To him, the ambitions of the experts was to draft a clear text, without square brackets, alternatives and options. The whole document and provisions have been equiped by the explanatory notes. The published version of the draft treaty has 18 articles. But in the final version, when the work has once started, there will be some 28 articles. These articles will content the final and administrative provisions that regulate the role of the secretariat. Moreover, there will be provisions on the signature.
At first glance, one can see in the action of the legislator a clear desire to strengthen the tools of protection. At the start of the preamble, the legislator is concerned with developing and maintaining in force the international protection of the rights of broadcasting organizations. «We have therefore moved from the stage of “desire to develop and ensure the protection of rights…” as stipulated by the WPPT to a real commitment to development and consolidation of achievements, Mr Ndjaka said. Mrs Gisele Nnemi Ngah, Senior Journalist with the Cameroon Radio Television found the document pretty rich in terms of content proposal.

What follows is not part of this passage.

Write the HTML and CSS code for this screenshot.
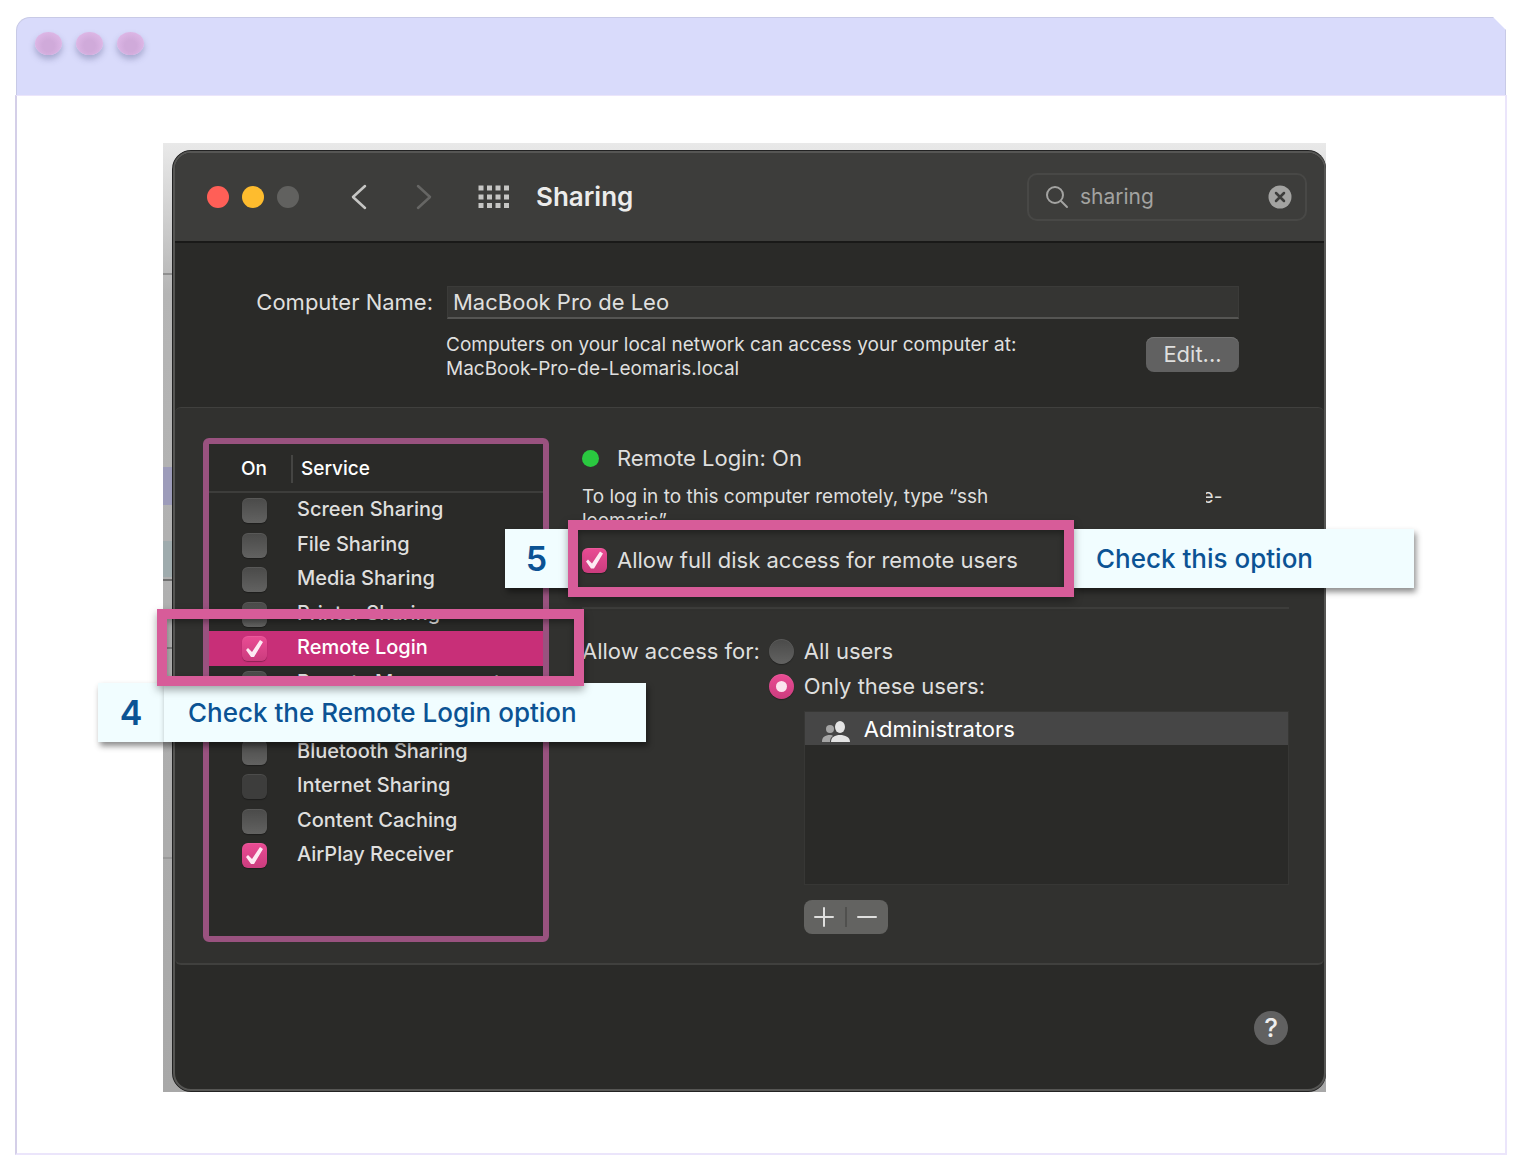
FILE: index.html
```
<!DOCTYPE html>
<html lang="en">
<head>
    <meta charset="UTF-8">
    <title>Sharing - Remote Login</title>
    <link rel="stylesheet" href="styles.css">
</head>
<body>
    <div class="browser">
        <div class="browser-bar">
            <span class="bubble"></span>
            <span class="bubble"></span>
            <span class="bubble"></span>
        </div>
        <div class="browser-body">
            <div class="shot">
                <div class="window">
                    <header class="toolbar">
                        <div class="lights">
                            <span class="light red"></span>
                            <span class="light yellow"></span>
                            <span class="light"></span>
                        </div>
                        <div class="nav">
                            <button type="button" class="icon-btn" aria-label="Back">
                                <svg width="16" height="28" viewBox="0 0 16 28"><path d="M14 3 L2 14 L14 25"/></svg>
                            </button>
                            <button type="button" class="icon-btn off" aria-label="Forward">
                                <svg width="16" height="28" viewBox="0 0 16 28"><path d="M2 3 L14 14 L2 25"/></svg>
                            </button>
                        </div>
                        <button type="button" class="icon-btn" aria-label="Show all">
                            <svg class="dots" width="32" height="24" viewBox="0 0 32 24">
                                <path d="M3 3h.01M11.500 3h.01M20 3h.01M28.500 3h.01M3 12h.01M11.500 12h.01M20 12h.01M28.500 12h.01M3 20.500h.01M11.500 20.500h.01M20 20.500h.01M28.500 20.500h.01"/>
                            </svg>
                        </button>
                        <h1>Sharing</h1>
                        <div class="search">
                            <svg class="glass" width="24" height="24" viewBox="0 0 24 24"><circle cx="10" cy="10" r="8"/><path d="M16 16 L22 22"/></svg>
                            <input type="text" value="sharing" aria-label="Search">
                            <button type="button" class="icon-btn" aria-label="Clear">
                                <svg class="clear" width="24" height="24" viewBox="0 0 24 24"><circle cx="12" cy="12" r="11.500"/><path d="M8 8 L16 16 M16 8 L8 16"/></svg>
                            </button>
                        </div>
                    </header>

                    <section class="name-pane">
                        <label for="computer">Computer Name:</label>
                        <input type="text" id="computer" value="MacBook Pro de Leo">
                        <p class="small">Computers on your local network can access your computer at:<br>MacBook-Pro-de-Leomaris.local</p>
                        <button type="button" class="edit">Edit...</button>
                    </section>

                    <section class="main">
                        <table class="services">
                            <thead>
                                <tr><th class="on">On</th><th><span>Service</span></th></tr>
                            </thead>
                            <tbody>
                                <tr><td><input type="checkbox" id="s1"></td><td><label for="s1">Screen Sharing</label></td></tr>
                                <tr><td><input type="checkbox" id="s2"></td><td><label for="s2">File Sharing</label></td></tr>
                                <tr><td><input type="checkbox" id="s3"></td><td><label for="s3">Media Sharing</label></td></tr>
                                <tr><td><input type="checkbox" id="s4"></td><td><label for="s4">Printer Sharing</label></td></tr>
                                <tr class="active"><td><input type="checkbox" id="s5" checked></td><td><label for="s5">Remote Login</label></td></tr>
                                <tr><td><input type="checkbox" id="s6"></td><td><label for="s6">Remote Management</label></td></tr>
                                <tr><td></td><td></td></tr>
                                <tr><td><input type="checkbox" id="s8"></td><td><label for="s8">Bluetooth Sharing</label></td></tr>
                                <tr><td><input type="checkbox" id="s9" disabled></td><td><label for="s9">Internet Sharing</label></td></tr>
                                <tr><td><input type="checkbox" id="s10"></td><td><label for="s10">Content Caching</label></td></tr>
                                <tr><td><input type="checkbox" id="s11" checked></td><td><label for="s11">AirPlay Receiver</label></td></tr>
                            </tbody>
                        </table>

                        <div class="detail">
                            <div class="status"><span class="led"></span>Remote Login: On</div>
                            <p class="small">To log in to this computer remotely, type “ssh <span class="redacted"></span>e-<br>leomaris”.</p>
                            <div class="full-disk">
                                <input type="checkbox" id="disk" checked>
                                <label for="disk">Allow full disk access for remote users</label>
                            </div>
                            <div class="access">
                                <span class="access-title">Allow access for:</span>
                                <div class="choices">
                                    <div class="choice"><input type="radio" name="who" id="all"><label for="all">All users</label></div>
                                    <div class="choice"><input type="radio" name="who" id="only" checked><label for="only">Only these users:</label></div>
                                    <ul class="users">
                                        <li>
                                            <svg width="28" height="22" viewBox="0 0 28 22">
                                                <g fill="#a5a5a5"><circle cx="8" cy="8" r="4"/><path d="M0 21c0-5 3-7 8-7 2 0 2 0 3 1-2 1-3 3-3 6z"/></g>
                                                <g fill="#e4e4e4"><ellipse cx="18" cy="6" rx="5" ry="6"/><path d="M9 21c0-5 4-7 9-7s10 2 10 7z"/></g>
                                            </svg>
                                            Administrators
                                        </li>
                                    </ul>
                                    <div class="plus-minus">
                                        <button type="button" aria-label="Add"><svg width="20" height="20" viewBox="0 0 20 20"><path d="M1 10H19M10 1V19"/></svg></button>
                                        <button type="button" aria-label="Remove"><svg width="20" height="20" viewBox="0 0 20 20"><path d="M1 10H19"/></svg></button>
                                    </div>
                                </div>
                            </div>
                        </div>
                    </section>

                    <footer class="bottom">
                        <button type="button" class="help">?</button>
                    </footer>
                </div>

                <div class="callout step5">
                    <div class="num">5</div>
                    <div class="mark"></div>
                    <div class="tip">Check this option</div>
                </div>
                <div class="callout step4">
                    <div class="mark"></div>
                    <div class="tips">
                        <div class="num">4</div>
                        <div class="tip">Check the Remote Login option</div>
                    </div>
                </div>
            </div>
        </div>
    </div>
</body>
</html>
```
FILE: styles.css
```
/* reset css */
* {
    box-sizing: border-box;
}
body, h1, p, ul {
    margin: 0;
    padding: 0;
}
ul {
    list-style: none;
}
body {
    padding: 17px 23px 17px 15px;
    background: #fff;
    color: #dfdfde;
    font: 22px/28px Inter, "Liberation Sans", sans-serif;
}
input, button {
    margin: 0;
    padding: 0;
    border: 0;
    color: inherit;
    font: inherit;
    background: none;
}

/* outer browser frame */
.browser-bar {
    display: flex;
    gap: 14px;
    margin: 0 1px;
    padding: 14px 18px;
    height: 78px;
    border: 1px solid #c8cae6;
    border-bottom: 0;
    border-radius: 14px 0 0 0;
    background: #d9dbfb;
    clip-path: polygon(0 0, calc(100% - 13px) 0, 100% 13px, 100% 100%, 0 100%);
}
.bubble {
    width: 27px;
    height: 23px;
    border-radius: 50%;
    background: radial-gradient(at 50% 60%, #d0aada 30%, #dfb9e8 80%);
    box-shadow: 0 4px 6px rgba(90, 90, 140, .4);
}
.browser-body {
    padding: 47px 179px 61px 146px;
    border: 2px solid #ebe5fb;
    border-top-width: 1px;
    border-left-color: #d4cfe8;
}

/* screenshot */
.shot {
    position: relative;
    padding: 8px 0 1px 10px;
    background:
        linear-gradient(#8f8f8f, #8f8f8f) 0 130px / 10px 2px no-repeat,
        linear-gradient(#9d9cba, #9d9cba) 0 324px / 10px 38px no-repeat,
        linear-gradient(#9fabad, #9fabad) 0 398px / 10px 36px no-repeat,
        linear-gradient(#6f6f6f, #6f6f6f) 0 436px / 10px 2px no-repeat,
        linear-gradient(#7f7f7f, #7f7f7f) 0 504px / 10px 2px no-repeat,
        linear-gradient(#999, #999) 0 714px / 10px 2px no-repeat,
        linear-gradient(#e9e9e9, #b5b5b5 150px, #a8a8a8);
}
.window {
    overflow: hidden;
    border: 2px solid #565654;
    border-radius: 18px;
    background: #2a2a28;
    box-shadow: -1px 0 #222, 0 1px #222, 0 -1px #222;
}
.toolbar {
    display: flex;
    align-items: center;
    padding: 0 17px 1px 32px;
    height: 90px;
    border-bottom: 2px solid #191918;
    background: #3d3d3b;
}
.lights {
    display: flex;
    gap: 13px;
}
.light {
    width: 22px;
    height: 22px;
    border-radius: 50%;
    background: #61615f;
}
.red {
    background: #ff5f57;
}
.yellow {
    background: #febc2e;
}
.nav {
    display: flex;
    gap: 49px;
    margin: 0 46px 0 52px;
}
.icon-btn {
    display: flex;
    color: #c6c6c4;
}
.off {
    color: #666664;
}
svg {
    fill: none;
    stroke: currentColor;
    stroke-width: 2.500;
    stroke-linecap: round;
    stroke-linejoin: round;
}
.dots {
    stroke-width: 5;
    stroke-linecap: square;
}
h1 {
    margin-left: 26px;
    color: #ececeb;
    font-size: 26px;
    font-weight: 600;
}
.search {
    display: flex;
    align-items: center;
    gap: 11px;
    margin-left: auto;
    padding: 0 13px 0 16px;
    width: 280px;
    height: 48px;
    border: 2px solid #484846;
    border-radius: 10px;
    color: #a3a3a1;
    font-size: 21px;
}
.search input {
    flex: 1;
    min-width: 0;
}
.glass {
    stroke-width: 2;
}
.clear circle {
    fill: #a3a3a1;
    stroke: none;
}
.clear path {
    stroke: #3d3d3b;
}

/* computer name */
.name-pane {
    display: grid;
    grid-template-columns: 258px 1fr 93px;
    row-gap: 12px;
    padding: 43px 85px 25px 0;
    height: 164px;
}
.name-pane label {
    padding: 2px 0;
    text-align: right;
}
#computer {
    grid-column: 2 / 4;
    margin-left: 14px;
    padding: 0 5px;
    height: 33px;
    border: 1px solid #3b3b39;
    border-bottom: 2px solid #555553;
    background: #353533;
}
.small {
    font-size: 19px;
    line-height: 24px;
}
.name-pane .small {
    grid-column: 2;
    margin-left: 13px;
}
.edit {
    margin-top: 4px;
    height: 35px;
    border-radius: 8px;
    background: #616161;
    box-shadow: inset 0 1px #727272;
}

/* services */
.main {
    display: flex;
    gap: 33px;
    padding: 30px 35px 21px 28px;
    border: 2px solid #40403e;
    border-width: 1px 0 2px;
    border-radius: 6px;
    background: #31312f;
}
.services {
    flex: none;
    display: block;
    width: 346px;
    height: 504px;
    border: 6px solid #99527f;
    border-radius: 6px;
    background: #2a2a28;
    border-spacing: 0;
    font-size: 20px;
}
.services thead, .services tbody {
    display: block;
}
.services tr {
    display: flex;
    height: 34px;
}
.services tbody tr:nth-child(odd) {
    height: 35px;
}
.services thead tr {
    align-items: center;
    padding-top: 3px;
    height: 49px;
    border-bottom: 2px solid #3d3d3b;
    color: #fff;
    font-size: 19px;
}
.services th, .services td {
    padding: 0;
    text-align: left;
    font-weight: 500;
}
.services th.on {
    padding-left: 32px;
    width: 84px;
    border-right: 2px solid #454543;
}
.services th span {
    padding-left: 8px;
}
.services td:first-child {
    padding: 5px 0 0 33px;
    width: 88px;
}
.services td label {
    display: block;
    line-height: 32px;
}
.services .active {
    background: #c82f78;
    color: #fff;
}

/* check boxes and radios */
input[type=checkbox], input[type=radio] {
    display: block;
    flex: none;
    appearance: none;
    width: 25px;
    height: 25px;
    border-radius: 6px;
    background: linear-gradient(#4a4a49, #626261);
    box-shadow: 0 1px 1px rgba(0, 0, 0, .3), inset 0 1px rgba(255, 255, 255, .08);
}
input[type=radio] {
    border-radius: 50%;
}
input[type=checkbox]:disabled {
    background: #3d3d3c;
}
input[type=checkbox]:checked, input[type=radio]:checked {
    background: linear-gradient(#ea4c94, #cb3c7e);
}
input[type=checkbox]:checked::before {
    content: '';
    display: block;
    width: 25px;
    height: 25px;
    background: #fdeaf3;
    clip-path: polygon(4px 14px, 6px 12px, 10px 16px, 18px 4px, 21px 6px, 12px 21px, 9px 21px);
}
input[type=radio]:checked::before {
    content: '';
    display: block;
    margin: 7px;
    width: 11px;
    height: 11px;
    border-radius: 50%;
    background: #fbe3ee;
}

/* right side */
.detail {
    flex: 1;
    padding-top: 6px;
}
.status {
    display: flex;
    align-items: center;
    gap: 18px;
    margin-bottom: 13px;
}
.led {
    width: 17px;
    height: 17px;
    border-radius: 50%;
    background: #2ac940;
}
.redacted {
    display: inline-block;
    position: relative;
    margin-right: -3px;
    width: 212px;
    height: 24px;
    background: #31312f;
    vertical-align: bottom;
}
.full-disk {
    display: flex;
    align-items: center;
    gap: 10px;
    margin-top: 13px;
    padding-bottom: 33px;
    border-bottom: 2px solid #3d3d3b;
}
.access {
    display: flex;
    gap: 9px;
    padding-top: 28px;
}
.choices {
    flex: 1;
}
.choice {
    display: flex;
    align-items: center;
    gap: 10px;
    margin-bottom: 7px;
}
.users {
    margin: 11px 0 15px 35px;
    height: 174px;
    border: 1px solid #373735;
    background: #2a2a28;
}
.users li {
    display: flex;
    align-items: center;
    gap: 14px;
    padding: 0 17px;
    height: 33px;
    background: #464646;
    color: #fff;
}
.users svg {
    margin-top: 6px;
    stroke: none;
}
.plus-minus {
    display: flex;
    align-items: center;
    margin-left: 35px;
    width: 84px;
    height: 34px;
    border-radius: 8px;
    background: #636361;
}
.plus-minus button {
    display: flex;
    justify-content: center;
    flex: 1;
}
.plus-minus button + button {
    border-left: 2px solid #50504e;
}
.plus-minus svg {
    stroke-width: 2;
}

/* bottom bar */
.bottom {
    display: flex;
    justify-content: flex-end;
    padding: 46px 36px 44px;
}
.help {
    width: 34px;
    height: 34px;
    border-radius: 50%;
    background: #616161;
    color: #eee;
    font-size: 26px;
    font-weight: 500;
}

/* callouts */
.callout {
    position: absolute;
    color: #0b5394;
    font-size: 26px;
    font-weight: 500;
}
.mark {
    position: relative;
    z-index: 1;
    height: 77px;
    border: 10px solid #d75c99;
    box-shadow: 0 4px 8px rgba(0, 0, 0, .35), inset 0 3px 6px rgba(0, 0, 0, .35);
}
.num, .tip {
    height: 59px;
    background: #f1fdff;
    line-height: 59px;
    white-space: nowrap;
    box-shadow: 2px 4px 6px rgba(0, 0, 0, .45);
}
.num {
    font-size: 34px;
    font-weight: 600;
    text-align: center;
}
.step5 {
    display: flex;
    align-items: center;
    top: 377px;
    left: 342px;
}
.step5 .num {
    width: 63px;
}
.step5 .mark {
    width: 506px;
}
.step5 .tip {
    padding-left: 22px;
    width: 340px;
}
.step4 {
    top: 466px;
    left: -65px;
}
.step4 .mark {
    margin: 0 0 -3px 59px;
    width: 427px;
}
.tips {
    display: flex;
}
.step4 .num {
    width: 66px;
}
.step4 .tip {
    padding-left: 24px;
    width: 482px;
}
```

Mrs Margaret Ochieng, Senior Legal Office at the Kenya Broadcasting Corportation went further asking more elements of understanding on Article 17.1 which stipulates that Contracting Parties undertake to adopt, in accordance with their legal systems, the measures necessary to ensure the application of the Draft Treaty. «The Text lays down a certain number of prerequisites but does not oblige anyone to submit to these prerequisites. What could happen is that at the state level, we could have previous texts going against what has been proposed, Mrs Nnemi Ngah asked.
If these measures are not adopted beforehand by the contracting parties, she added, can these parties nevertheless ratify the treaty which will still be adopted at the end of the diplomatic conference ?
To dispel doubts on the rights and obligations of contracting parties, expert Jukka urged participants to refer to Article 3 of the draft treaty.
Members also expressed worries on ownership of Programs produced by individuals working with broadcasting organizations as external collaborators.
The rights of products in a program are one thing, the rights of broadcasting organizations in the signal are another thing. Naturally, the contents are protected and the rightsholders can be persons who are not broadcasting organizations, Mr Jukka explained. Participants were encouraged to get in contact with WIPO Experts in case of blocage on the Draft Treaty.
- Pave the way to the Diplomatic Conference on the protection of broadcasting organizations
- Looking foward to the adoption of the Draft Text.